This has been going on for months. Lawmakers have publicly condemned it, and made requests to the federal reserve, but all to no avail. This week, however, an amendment to expedite the Credit CARD Act (giving it an effective date of December 1st) has passed the House of Representatives in a better-than-average bipartisan manner (only 53% of Republicans opposed it), and I’m hopeful for all of our sakes that a similar measure quickly passes in the Senate.

I read through the words in both versions, and found a few differences, which might make it take longer to work through Congress:

In the House

The House version (full text) makes an exception for depository institutions (banks) with fewer than two million credit cards in circulation. It also comes with various clarifications to make sure that the new law doesn’t apply to banks and creditors who haven’t punished their customers (many of whom continued to pay on time and remain in good standing) in advance of the new law.

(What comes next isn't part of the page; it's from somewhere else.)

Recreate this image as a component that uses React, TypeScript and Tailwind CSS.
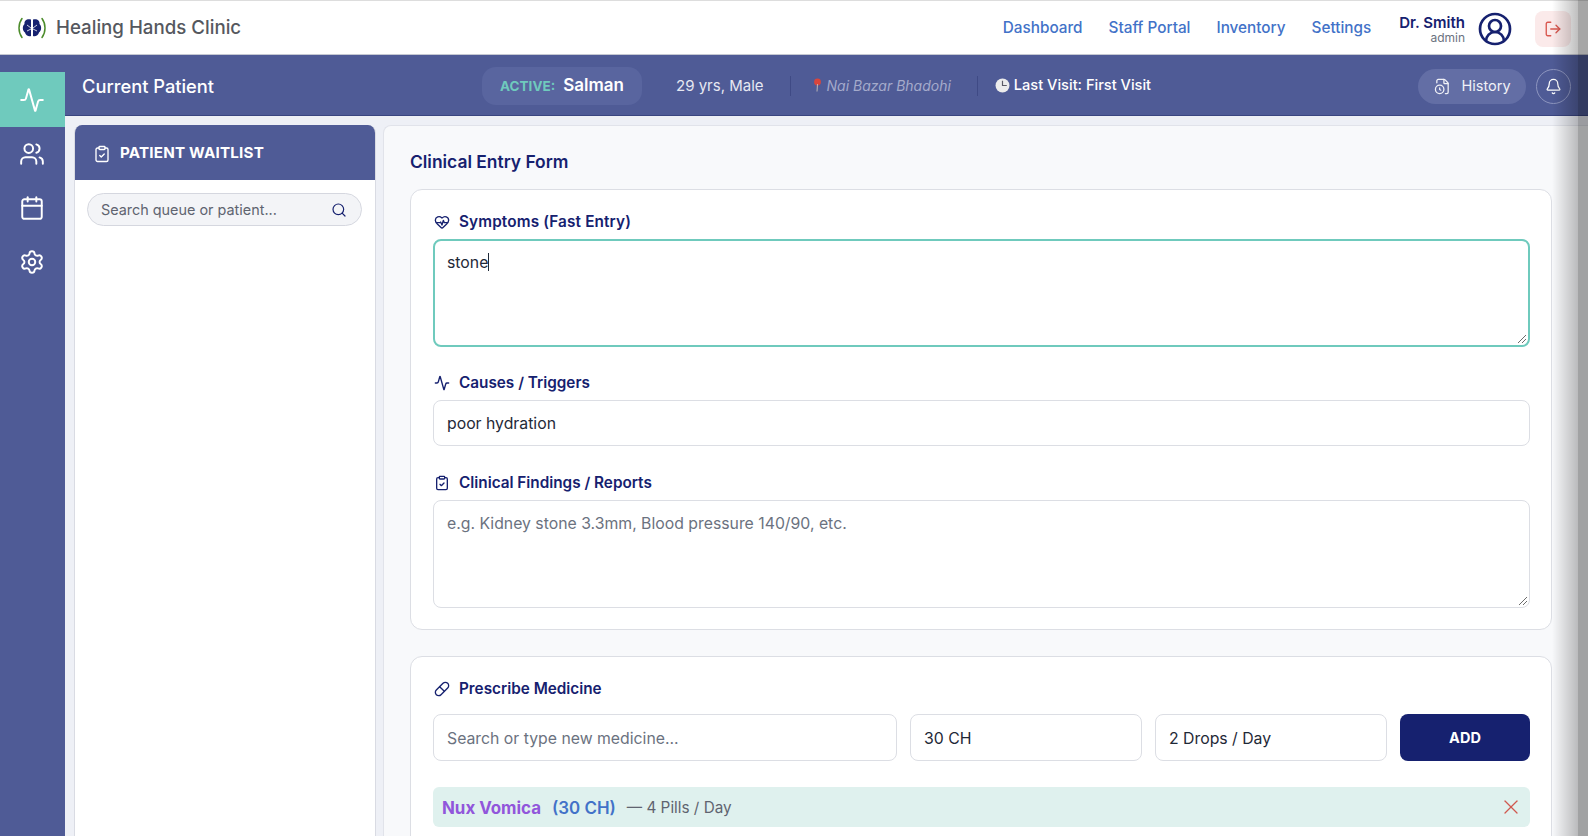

It also includes new features starting at Section 6 which state that:

  • if you receive notice of a new fee, and you pay off your balance in full, or cancel your account, that won’t negatively impact your credit score
  • there will be a nine-month moratorium on rate increases with a start date of the enactment of the Credit CARD Act of 2009

If these amendments pass, the moratorium would start December 1, 2009, instead of nine months after the law was passed, on about February 22, 2010.

In the Senate

The Senate version (full text) includes no additional clarifications or amendments, only a date change to December 1.

Flexo and I don’t agree on everything (if everybody did, life sure would be boring), but we agree that Congress should pass each idea into law based on its own merits, and not bundle them together into a jumbled mess of unrelated ideas. In this case, if you want to expedite a law, then document the new date and move on. Now’s probably not the time to be adding new regulations.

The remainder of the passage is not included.